The Racketeer is a 1929 American Pre-Code drama film. Directed by Howard Higgin, the film is also known as Love's Conquest in the United Kingdom. It tells the tale of some members of the criminal class in 1920s America, and in particular one man and one woman's attempts to help him. Gossip columnist Hedda Hopper appears in a minor role. The film is one of the early talkies, and as a result, dialogue is very sparse.

Plot
A busker playing a violin is harassed by a group of street punks until Police Officer Mehaffy (Paul Hurst) chases them away. The intoxicated violinist passes out. When Mehaffy is about to arrest him for vagrancy the powerful Mahlon Keane (Robert Armstrong) places $50 in the violinist's pocket and has the officer place him in the next taxi where Keane will pay for a night's accommodation at the YMCA for him to sleep it off. The nearest taxi contains socialite Rhoda Philbrooke (Carole Lombard) who knows the violinist as her lover Tony Vaughan (Roland Drew); she takes him in her taxi.

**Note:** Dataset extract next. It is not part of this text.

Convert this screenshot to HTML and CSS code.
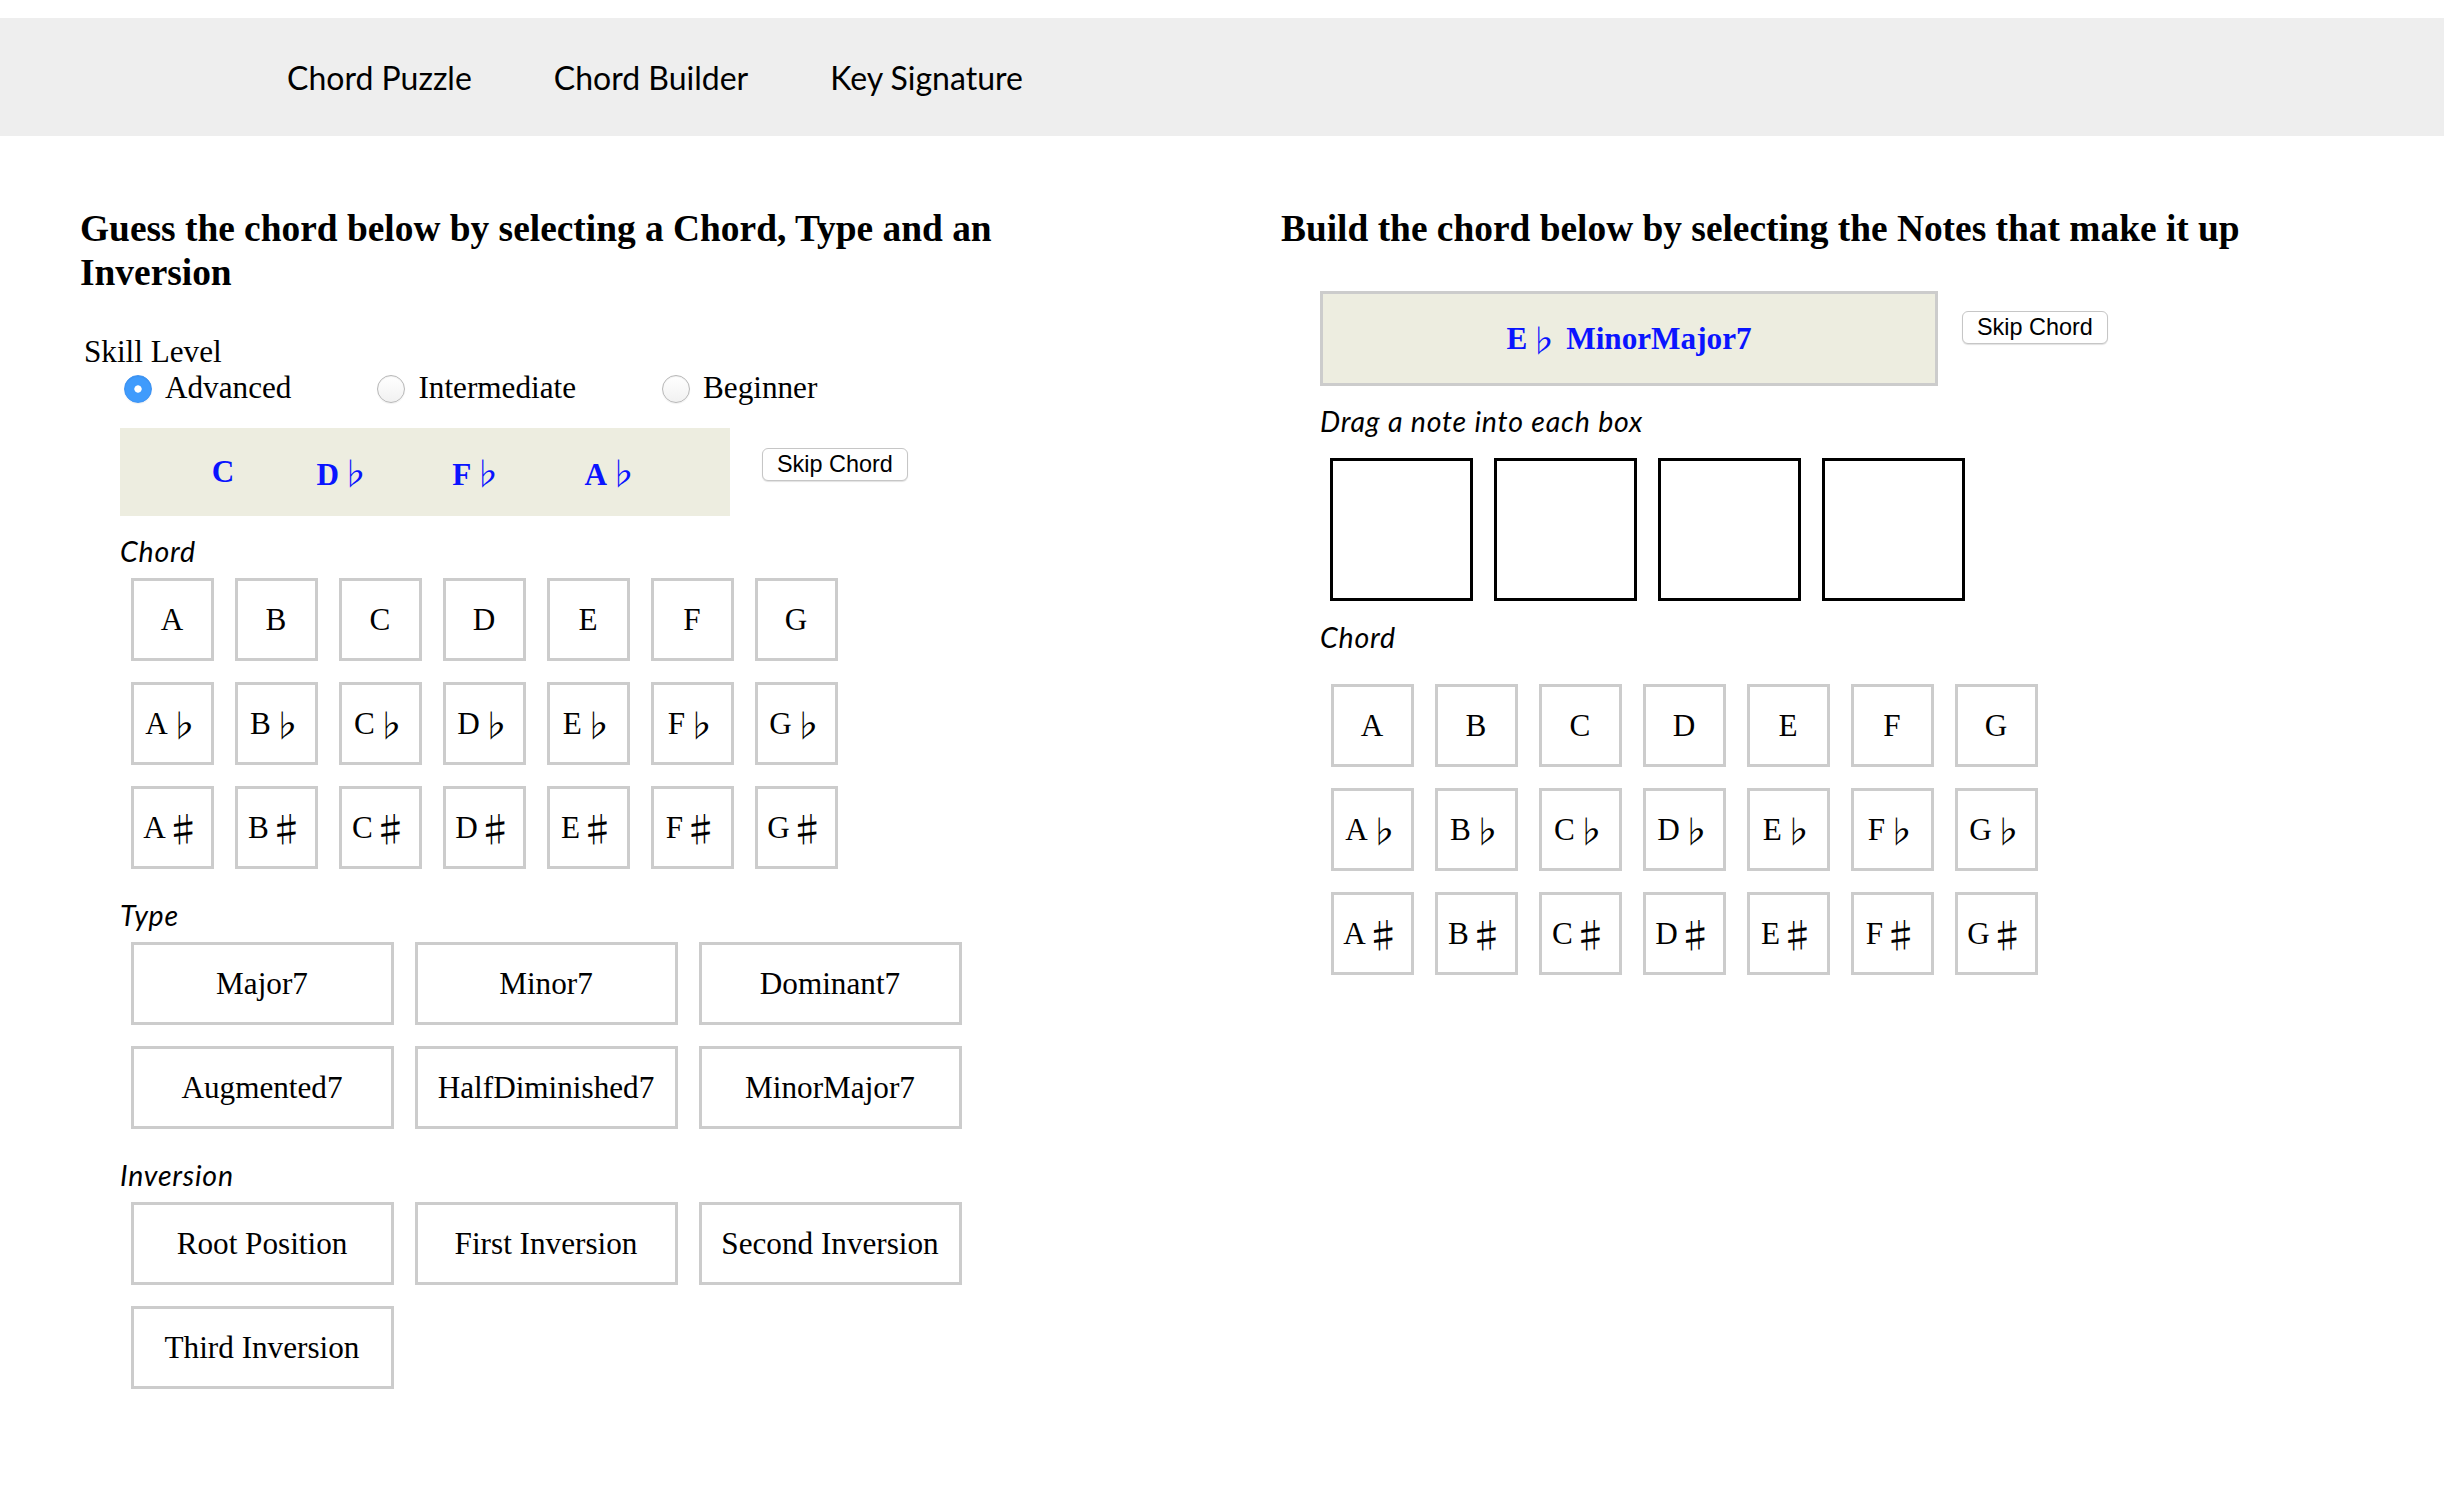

Mahlon and Rhoda meet again at a fundraiser for an orphanage, with Mahlon acting as the banker at the poker table. Mahlon views Rhoda cheating at cards and covers up her indiscretion with some sleight of hand. The pair fall in love with Mahlon providing Tony's alcohol detoxification that returns him to his career as a concert violinist.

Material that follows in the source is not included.